▸ WHAT IS NEEDED: Using the listing below, select the lines with the word "page" and copy them.

▸ DATASET RECORDS:
:::
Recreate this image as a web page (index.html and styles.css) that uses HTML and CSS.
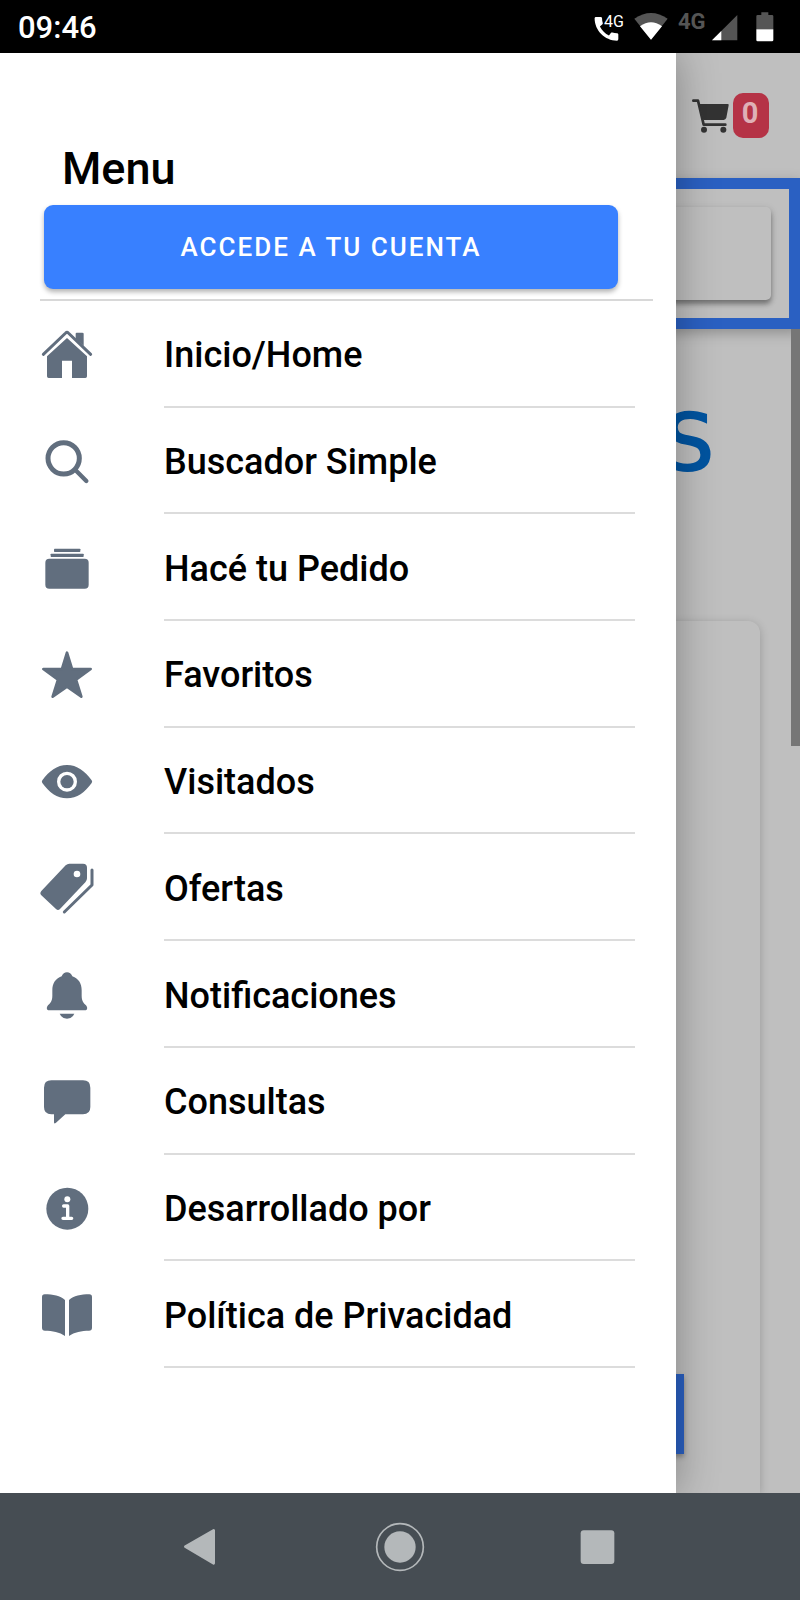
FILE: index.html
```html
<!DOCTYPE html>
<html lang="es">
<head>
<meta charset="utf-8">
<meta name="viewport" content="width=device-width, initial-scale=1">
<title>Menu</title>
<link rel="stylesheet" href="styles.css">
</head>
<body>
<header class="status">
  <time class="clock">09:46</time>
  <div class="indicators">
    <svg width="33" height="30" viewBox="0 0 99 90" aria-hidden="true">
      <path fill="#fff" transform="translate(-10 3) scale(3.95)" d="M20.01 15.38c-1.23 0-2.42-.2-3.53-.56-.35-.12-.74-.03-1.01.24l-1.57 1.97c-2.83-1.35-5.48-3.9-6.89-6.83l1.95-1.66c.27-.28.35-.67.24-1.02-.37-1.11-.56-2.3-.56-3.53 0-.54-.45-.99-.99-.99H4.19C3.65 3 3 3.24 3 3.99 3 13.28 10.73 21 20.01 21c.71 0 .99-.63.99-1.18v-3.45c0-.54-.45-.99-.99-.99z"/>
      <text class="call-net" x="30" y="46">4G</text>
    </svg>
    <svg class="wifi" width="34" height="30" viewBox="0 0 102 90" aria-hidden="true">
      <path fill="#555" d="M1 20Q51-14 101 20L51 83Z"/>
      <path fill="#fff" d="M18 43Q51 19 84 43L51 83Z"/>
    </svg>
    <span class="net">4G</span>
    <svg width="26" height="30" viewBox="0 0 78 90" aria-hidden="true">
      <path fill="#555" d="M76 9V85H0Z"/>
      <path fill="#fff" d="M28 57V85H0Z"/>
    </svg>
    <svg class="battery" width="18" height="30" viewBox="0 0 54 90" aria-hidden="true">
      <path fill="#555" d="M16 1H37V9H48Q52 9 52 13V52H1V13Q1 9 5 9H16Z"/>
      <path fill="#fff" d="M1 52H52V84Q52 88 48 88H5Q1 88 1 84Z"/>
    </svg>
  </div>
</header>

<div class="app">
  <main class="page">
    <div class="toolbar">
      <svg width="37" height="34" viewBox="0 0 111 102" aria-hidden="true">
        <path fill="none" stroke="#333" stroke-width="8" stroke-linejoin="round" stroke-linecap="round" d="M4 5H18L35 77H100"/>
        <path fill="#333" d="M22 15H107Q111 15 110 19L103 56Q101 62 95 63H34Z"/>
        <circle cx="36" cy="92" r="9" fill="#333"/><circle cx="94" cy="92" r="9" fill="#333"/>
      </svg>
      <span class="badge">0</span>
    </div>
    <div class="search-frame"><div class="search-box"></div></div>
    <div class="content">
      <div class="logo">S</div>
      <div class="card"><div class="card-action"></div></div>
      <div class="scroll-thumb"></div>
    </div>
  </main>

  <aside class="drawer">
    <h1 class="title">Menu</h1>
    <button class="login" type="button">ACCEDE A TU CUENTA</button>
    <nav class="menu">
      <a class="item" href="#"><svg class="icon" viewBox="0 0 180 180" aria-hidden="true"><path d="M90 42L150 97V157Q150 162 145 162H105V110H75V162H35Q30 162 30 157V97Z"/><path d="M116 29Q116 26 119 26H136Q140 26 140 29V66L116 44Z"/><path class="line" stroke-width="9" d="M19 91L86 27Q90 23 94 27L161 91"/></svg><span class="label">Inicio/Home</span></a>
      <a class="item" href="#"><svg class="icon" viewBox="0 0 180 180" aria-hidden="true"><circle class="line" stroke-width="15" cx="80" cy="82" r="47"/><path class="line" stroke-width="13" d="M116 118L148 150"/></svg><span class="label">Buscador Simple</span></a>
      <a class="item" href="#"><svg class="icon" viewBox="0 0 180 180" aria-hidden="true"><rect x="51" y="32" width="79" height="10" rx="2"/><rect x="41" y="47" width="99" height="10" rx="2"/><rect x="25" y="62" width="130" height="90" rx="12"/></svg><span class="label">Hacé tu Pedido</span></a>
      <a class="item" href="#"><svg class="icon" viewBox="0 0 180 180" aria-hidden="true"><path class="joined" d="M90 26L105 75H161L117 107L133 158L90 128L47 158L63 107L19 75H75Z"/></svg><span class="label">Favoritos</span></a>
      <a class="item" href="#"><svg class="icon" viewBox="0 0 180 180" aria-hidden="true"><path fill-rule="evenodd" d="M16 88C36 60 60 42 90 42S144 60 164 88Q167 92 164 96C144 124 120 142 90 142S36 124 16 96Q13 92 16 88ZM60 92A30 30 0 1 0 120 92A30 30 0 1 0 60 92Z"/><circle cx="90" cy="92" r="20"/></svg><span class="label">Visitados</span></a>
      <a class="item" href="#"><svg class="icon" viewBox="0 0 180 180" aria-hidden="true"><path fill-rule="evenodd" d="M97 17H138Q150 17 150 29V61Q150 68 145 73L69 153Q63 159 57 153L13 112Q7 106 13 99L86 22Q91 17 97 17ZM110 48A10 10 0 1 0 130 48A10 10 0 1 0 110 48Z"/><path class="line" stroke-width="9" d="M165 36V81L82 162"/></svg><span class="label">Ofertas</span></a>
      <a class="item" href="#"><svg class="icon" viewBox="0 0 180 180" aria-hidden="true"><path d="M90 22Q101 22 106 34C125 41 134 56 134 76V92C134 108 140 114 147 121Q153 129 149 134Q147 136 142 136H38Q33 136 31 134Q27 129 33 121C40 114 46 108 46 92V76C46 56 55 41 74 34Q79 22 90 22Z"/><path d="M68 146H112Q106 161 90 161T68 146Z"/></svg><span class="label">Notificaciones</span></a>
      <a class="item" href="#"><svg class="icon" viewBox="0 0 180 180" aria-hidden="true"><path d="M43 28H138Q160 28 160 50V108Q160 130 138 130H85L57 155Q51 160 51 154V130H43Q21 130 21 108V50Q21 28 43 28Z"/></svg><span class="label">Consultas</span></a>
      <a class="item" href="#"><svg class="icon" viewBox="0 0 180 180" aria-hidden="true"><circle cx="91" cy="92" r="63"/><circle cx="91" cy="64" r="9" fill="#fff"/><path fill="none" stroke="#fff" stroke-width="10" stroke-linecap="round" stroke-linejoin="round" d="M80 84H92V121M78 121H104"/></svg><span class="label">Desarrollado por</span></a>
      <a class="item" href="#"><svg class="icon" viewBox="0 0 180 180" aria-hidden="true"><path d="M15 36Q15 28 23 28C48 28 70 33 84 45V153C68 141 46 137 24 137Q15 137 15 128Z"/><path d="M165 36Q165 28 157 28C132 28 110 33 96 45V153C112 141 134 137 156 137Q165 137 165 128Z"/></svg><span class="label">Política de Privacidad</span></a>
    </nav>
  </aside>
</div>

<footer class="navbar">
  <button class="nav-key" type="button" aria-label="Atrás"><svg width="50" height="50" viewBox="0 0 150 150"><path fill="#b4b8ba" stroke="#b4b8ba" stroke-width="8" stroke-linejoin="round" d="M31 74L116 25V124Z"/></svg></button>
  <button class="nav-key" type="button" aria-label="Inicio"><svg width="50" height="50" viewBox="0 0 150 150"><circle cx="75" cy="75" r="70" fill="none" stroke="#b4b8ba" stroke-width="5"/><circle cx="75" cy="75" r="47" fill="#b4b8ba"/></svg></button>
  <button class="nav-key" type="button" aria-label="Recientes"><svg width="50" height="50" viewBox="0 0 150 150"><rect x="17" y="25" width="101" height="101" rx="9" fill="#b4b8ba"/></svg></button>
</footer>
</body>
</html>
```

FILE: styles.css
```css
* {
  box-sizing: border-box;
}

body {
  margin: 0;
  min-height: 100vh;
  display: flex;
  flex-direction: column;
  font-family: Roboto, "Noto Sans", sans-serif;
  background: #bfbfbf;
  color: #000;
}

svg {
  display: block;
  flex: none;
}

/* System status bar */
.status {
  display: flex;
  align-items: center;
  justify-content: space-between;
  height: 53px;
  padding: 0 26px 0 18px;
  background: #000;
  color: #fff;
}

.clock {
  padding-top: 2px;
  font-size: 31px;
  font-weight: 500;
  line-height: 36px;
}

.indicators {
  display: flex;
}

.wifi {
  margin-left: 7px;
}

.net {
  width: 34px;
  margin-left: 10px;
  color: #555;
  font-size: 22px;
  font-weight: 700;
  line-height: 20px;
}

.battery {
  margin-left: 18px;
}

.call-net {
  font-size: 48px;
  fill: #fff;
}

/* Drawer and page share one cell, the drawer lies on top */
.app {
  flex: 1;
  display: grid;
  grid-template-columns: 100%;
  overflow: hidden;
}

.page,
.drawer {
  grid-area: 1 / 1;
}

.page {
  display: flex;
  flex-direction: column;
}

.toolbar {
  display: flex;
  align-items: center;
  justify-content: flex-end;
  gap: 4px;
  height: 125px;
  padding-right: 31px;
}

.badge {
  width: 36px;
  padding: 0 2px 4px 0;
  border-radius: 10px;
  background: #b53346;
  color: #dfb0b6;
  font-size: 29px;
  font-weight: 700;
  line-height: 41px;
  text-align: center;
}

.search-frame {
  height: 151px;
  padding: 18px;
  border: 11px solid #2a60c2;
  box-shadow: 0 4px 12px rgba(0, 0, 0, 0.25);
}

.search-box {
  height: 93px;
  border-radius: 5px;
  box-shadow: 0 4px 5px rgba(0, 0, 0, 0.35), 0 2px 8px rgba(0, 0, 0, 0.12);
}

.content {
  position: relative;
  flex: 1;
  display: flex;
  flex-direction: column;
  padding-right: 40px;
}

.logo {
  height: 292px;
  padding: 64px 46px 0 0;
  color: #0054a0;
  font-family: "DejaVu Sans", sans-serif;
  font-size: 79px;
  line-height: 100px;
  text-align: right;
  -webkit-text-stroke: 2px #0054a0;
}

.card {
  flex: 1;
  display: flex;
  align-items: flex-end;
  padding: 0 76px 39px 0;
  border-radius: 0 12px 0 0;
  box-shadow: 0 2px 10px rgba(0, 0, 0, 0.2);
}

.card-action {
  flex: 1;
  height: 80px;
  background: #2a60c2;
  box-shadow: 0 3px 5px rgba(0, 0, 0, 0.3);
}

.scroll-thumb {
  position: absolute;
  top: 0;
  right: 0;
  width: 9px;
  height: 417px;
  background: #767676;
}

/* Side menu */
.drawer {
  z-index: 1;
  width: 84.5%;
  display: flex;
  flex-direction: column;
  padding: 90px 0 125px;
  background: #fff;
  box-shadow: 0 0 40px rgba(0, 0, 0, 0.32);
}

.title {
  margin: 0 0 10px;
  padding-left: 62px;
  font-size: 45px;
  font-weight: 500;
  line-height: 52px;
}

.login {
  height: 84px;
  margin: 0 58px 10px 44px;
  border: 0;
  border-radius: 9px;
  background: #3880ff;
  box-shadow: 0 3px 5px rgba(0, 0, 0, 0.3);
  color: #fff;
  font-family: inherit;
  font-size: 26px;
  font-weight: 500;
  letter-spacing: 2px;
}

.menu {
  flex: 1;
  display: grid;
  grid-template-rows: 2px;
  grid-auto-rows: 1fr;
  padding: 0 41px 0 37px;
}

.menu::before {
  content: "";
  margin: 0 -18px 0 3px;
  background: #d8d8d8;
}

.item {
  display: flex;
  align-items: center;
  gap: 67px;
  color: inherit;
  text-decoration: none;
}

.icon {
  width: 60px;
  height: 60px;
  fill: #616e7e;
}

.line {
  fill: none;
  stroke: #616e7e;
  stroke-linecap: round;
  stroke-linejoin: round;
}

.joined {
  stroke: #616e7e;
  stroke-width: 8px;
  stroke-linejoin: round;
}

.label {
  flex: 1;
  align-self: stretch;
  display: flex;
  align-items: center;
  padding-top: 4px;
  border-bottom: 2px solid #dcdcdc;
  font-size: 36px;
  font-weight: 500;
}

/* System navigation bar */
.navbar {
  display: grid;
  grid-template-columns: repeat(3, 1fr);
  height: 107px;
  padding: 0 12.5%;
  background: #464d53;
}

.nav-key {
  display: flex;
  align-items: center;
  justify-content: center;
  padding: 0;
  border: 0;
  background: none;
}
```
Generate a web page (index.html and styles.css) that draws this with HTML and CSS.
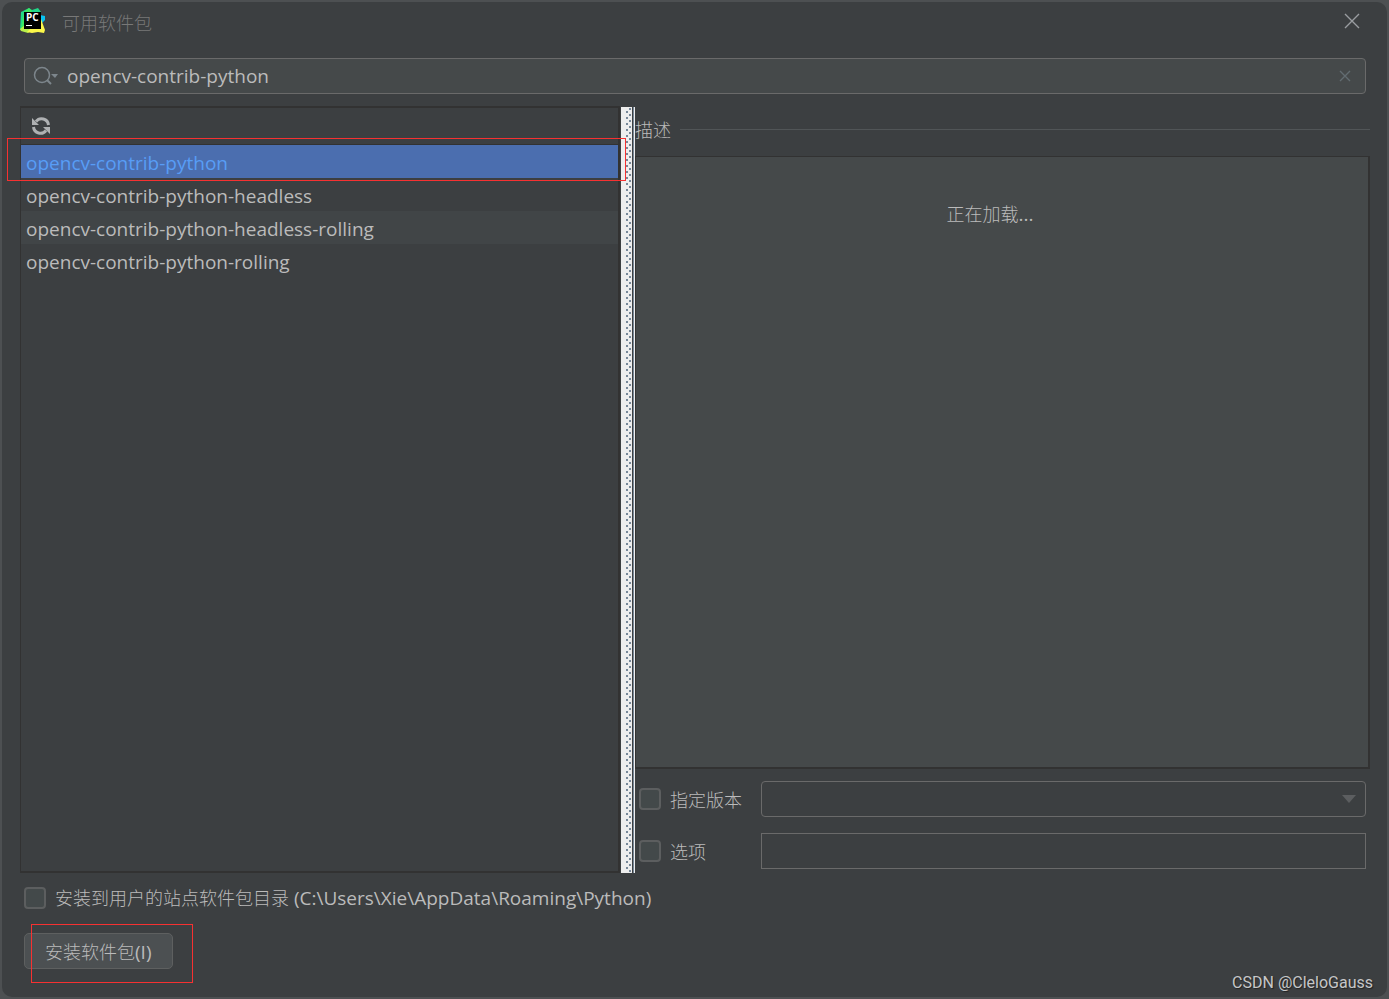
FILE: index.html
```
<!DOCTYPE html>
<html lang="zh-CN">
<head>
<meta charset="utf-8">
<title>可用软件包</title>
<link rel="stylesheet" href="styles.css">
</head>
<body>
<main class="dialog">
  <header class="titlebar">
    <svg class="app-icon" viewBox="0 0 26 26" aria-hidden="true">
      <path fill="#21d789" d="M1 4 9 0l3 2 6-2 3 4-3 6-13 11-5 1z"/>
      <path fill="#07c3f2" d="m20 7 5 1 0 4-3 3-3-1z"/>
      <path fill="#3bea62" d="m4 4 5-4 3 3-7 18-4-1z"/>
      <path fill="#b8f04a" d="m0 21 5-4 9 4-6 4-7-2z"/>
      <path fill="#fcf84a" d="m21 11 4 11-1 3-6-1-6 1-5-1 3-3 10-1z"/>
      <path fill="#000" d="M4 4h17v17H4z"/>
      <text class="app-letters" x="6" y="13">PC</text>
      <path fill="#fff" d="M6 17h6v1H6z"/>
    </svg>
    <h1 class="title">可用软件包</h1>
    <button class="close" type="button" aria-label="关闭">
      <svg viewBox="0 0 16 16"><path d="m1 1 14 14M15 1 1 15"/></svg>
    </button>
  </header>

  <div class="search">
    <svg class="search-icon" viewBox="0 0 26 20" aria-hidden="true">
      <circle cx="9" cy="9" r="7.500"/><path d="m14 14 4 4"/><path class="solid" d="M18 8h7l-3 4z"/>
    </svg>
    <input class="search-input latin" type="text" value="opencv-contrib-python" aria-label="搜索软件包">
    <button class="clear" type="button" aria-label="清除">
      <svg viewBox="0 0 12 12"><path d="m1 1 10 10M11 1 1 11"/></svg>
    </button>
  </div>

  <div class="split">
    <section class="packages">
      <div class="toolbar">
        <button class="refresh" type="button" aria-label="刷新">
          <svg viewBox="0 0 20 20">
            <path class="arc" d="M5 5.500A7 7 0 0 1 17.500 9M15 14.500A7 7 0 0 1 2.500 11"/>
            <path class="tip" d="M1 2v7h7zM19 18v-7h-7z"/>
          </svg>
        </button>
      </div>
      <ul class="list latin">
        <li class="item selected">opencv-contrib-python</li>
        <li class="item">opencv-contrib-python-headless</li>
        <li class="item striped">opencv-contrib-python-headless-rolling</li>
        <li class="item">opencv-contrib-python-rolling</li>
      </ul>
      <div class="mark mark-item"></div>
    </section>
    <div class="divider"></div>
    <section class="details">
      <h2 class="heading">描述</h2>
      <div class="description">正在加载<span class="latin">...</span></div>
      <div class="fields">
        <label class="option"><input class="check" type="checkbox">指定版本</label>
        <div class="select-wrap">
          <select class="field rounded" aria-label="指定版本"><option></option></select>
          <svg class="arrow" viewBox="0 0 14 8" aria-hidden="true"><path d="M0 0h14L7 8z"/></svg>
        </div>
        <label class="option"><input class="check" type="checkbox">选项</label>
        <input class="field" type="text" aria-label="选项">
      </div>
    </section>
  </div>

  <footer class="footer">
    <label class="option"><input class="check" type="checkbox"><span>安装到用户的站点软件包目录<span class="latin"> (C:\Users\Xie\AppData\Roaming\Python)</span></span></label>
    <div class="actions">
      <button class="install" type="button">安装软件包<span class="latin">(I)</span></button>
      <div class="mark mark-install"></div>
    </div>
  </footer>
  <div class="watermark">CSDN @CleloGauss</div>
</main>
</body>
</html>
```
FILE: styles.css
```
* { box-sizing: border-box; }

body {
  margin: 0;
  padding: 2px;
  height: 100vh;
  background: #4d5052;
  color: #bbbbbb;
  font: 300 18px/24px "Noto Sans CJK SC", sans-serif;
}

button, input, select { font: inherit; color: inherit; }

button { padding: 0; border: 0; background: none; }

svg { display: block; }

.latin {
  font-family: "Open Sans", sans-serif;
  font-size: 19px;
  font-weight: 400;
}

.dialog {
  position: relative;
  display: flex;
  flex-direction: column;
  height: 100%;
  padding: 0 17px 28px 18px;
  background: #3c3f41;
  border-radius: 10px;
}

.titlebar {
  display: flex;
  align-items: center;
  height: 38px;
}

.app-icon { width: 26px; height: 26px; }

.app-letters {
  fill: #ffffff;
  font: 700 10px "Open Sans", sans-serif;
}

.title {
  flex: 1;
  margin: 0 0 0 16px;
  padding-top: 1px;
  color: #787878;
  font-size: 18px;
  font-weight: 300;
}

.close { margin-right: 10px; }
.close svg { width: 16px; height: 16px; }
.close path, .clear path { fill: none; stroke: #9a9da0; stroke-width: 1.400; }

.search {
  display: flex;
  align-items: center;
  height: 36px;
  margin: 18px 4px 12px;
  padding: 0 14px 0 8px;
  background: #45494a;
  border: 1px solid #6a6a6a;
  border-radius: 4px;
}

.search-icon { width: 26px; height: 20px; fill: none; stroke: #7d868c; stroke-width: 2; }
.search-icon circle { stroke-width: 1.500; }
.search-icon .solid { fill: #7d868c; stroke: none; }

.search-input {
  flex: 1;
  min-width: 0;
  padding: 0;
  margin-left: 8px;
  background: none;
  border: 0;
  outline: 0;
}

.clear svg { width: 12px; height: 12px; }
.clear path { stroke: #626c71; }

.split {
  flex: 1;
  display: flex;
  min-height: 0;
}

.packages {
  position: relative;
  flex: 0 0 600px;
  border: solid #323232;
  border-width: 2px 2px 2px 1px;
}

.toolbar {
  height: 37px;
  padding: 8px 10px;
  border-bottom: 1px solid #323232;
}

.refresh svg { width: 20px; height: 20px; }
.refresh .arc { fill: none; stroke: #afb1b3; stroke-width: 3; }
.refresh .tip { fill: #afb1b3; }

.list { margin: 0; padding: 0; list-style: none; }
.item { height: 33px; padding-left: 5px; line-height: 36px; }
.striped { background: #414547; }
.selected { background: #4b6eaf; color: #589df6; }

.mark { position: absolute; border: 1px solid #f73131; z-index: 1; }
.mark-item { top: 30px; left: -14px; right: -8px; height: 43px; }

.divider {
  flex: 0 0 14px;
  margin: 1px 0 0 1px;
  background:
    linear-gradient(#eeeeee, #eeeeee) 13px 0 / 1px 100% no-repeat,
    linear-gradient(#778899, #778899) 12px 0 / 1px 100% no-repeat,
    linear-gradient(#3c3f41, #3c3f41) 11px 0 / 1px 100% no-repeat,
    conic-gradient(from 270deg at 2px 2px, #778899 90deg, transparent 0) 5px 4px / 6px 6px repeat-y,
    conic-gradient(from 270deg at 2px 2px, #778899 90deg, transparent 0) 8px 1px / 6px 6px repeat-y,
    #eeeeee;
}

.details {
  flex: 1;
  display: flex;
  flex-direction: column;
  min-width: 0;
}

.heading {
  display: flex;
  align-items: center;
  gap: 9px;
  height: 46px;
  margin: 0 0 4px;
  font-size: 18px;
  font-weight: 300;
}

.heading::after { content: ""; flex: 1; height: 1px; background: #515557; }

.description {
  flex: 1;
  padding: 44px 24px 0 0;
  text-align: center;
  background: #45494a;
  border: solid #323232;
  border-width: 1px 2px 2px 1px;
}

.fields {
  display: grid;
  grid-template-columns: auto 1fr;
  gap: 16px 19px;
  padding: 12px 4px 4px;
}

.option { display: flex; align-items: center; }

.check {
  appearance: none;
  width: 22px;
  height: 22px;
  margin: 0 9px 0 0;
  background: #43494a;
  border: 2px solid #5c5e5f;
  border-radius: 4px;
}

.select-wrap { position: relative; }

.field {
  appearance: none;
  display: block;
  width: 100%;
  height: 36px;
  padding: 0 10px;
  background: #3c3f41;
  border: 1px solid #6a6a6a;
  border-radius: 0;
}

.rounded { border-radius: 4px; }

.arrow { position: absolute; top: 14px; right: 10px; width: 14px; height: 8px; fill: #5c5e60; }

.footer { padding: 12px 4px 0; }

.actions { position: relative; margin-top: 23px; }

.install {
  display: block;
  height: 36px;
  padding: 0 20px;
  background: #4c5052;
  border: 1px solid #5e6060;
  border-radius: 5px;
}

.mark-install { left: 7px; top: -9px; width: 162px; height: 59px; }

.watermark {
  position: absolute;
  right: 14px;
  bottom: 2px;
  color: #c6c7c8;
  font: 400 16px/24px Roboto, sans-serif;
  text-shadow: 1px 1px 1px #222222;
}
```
:::
▸ RESPONSE:
Recreate this image as a web page (index.html and styles.css) that uses HTML and CSS.
  <main class="page">
/* Drawer and page share one cell, the drawer lies on top */
.page,
.page {
Generate a web page (index.html and styles.css) that draws this with HTML and CSS.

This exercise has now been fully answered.